Essas disposições de lei geram a conclusão de que o administrador da sociedade limitada, pessoa natural, deve reunir os atributos de ser diligente, obediente e leal, estando submetido aos mesmos deveres do administrador da sociedade anônima.

________________________

¹ O Código Civil põe fim à discussão se a pessoa jurídica pode ou não ser indenizada por dano moral,  ao prescrever em seu art. 52 que “aplica-se às pessoas jurídicas, no que couber, a proteção dos direitos da personalidade”.

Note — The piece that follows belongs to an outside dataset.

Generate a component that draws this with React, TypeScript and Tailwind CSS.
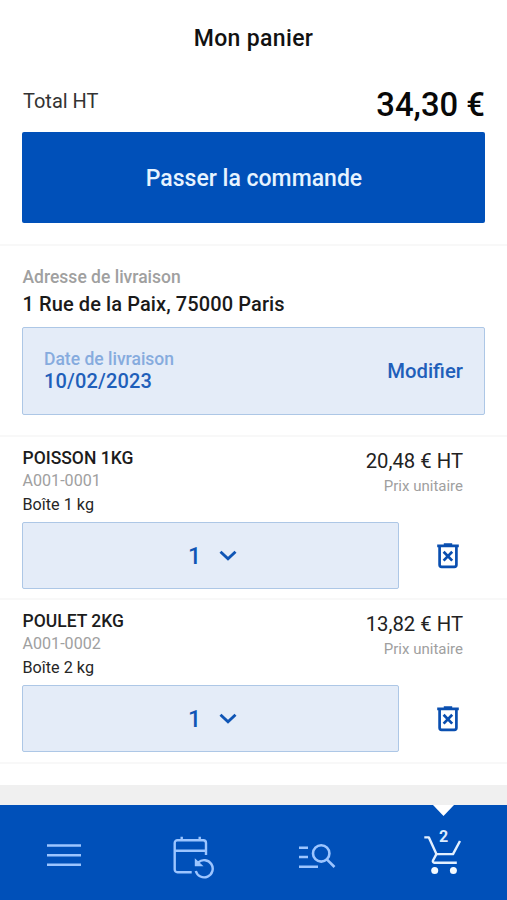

² CORRÊA-LIMA, Osmar Brina. Responsabilidade Civil dos Administradores de Sociedade Anônima. Rio de Janeiro: Aide, 1989. p. 101-102.

³ Art. 1.016 e art. 158 da Lei 6.404, de 1976.

4  COELHO, Fábio Ulhoa. Curso de Direito Comercial. 5 ed. São Paulo: Saraiva, 2002, vol. II. p. 441.

5  PEIXOTO, Carlos Fulgêncio da Cunha. A Sociedade por Cotas de Responsabilidade Limitada. 2 ed. Rio de Janeiro: Forense, 1958,  vol. 1, n. 334. p. 306.

6 Art. 47. Obrigam a pessoa jurídica os atos dos administradores, exercidos nos limites de seus poderes definidos no ato constitutivo.

7  Art. 1.016

8 PEIXOTO, Carlos Fulgêncio da Cunha. A Sociedade por Cotas de Responsabilidade Limitada. 2 ed. Rio de Janeiro: Forense,1958, v. I, n. 350. p. 323.

9  BORGES, João Eunápio. Curso de Direito Comercial Terrestre. 5 ed. Rio de Janeiro: Forense, 1971, n. 375 e 338, p. 364 e 395.

10 ABRÃO, Nelson. Sociedades por Quotas de Responsabilidade Limitada.  7 ed. São Paulo: Saraiva, 2000, n. 65, p. 130.

11  REQUIÃO, Rubens. Curso de Direito Comercial. 11 ed. São Paulo: Saraiva, 1981, v. I, n. 252. p. 306.

 12 TEIXEIRA, Egberto Lacerda. Das sociedades por Quotas de Responsabilidade Limitada. São Paulo: Max Limond, 1956, n. 54. p. 115.

13  FERREIRA, Waldemar. Tratado de Direito Comercial. São Paulo: Saraiva, 1961,  vol. III, n. 540. p. 428 - 433.

14 Art. 1.053.

15  BORGHI, Hélio. Teoria da Aparência no Direito Brasileiro. São Paulo: Lejus, 1999. p.17.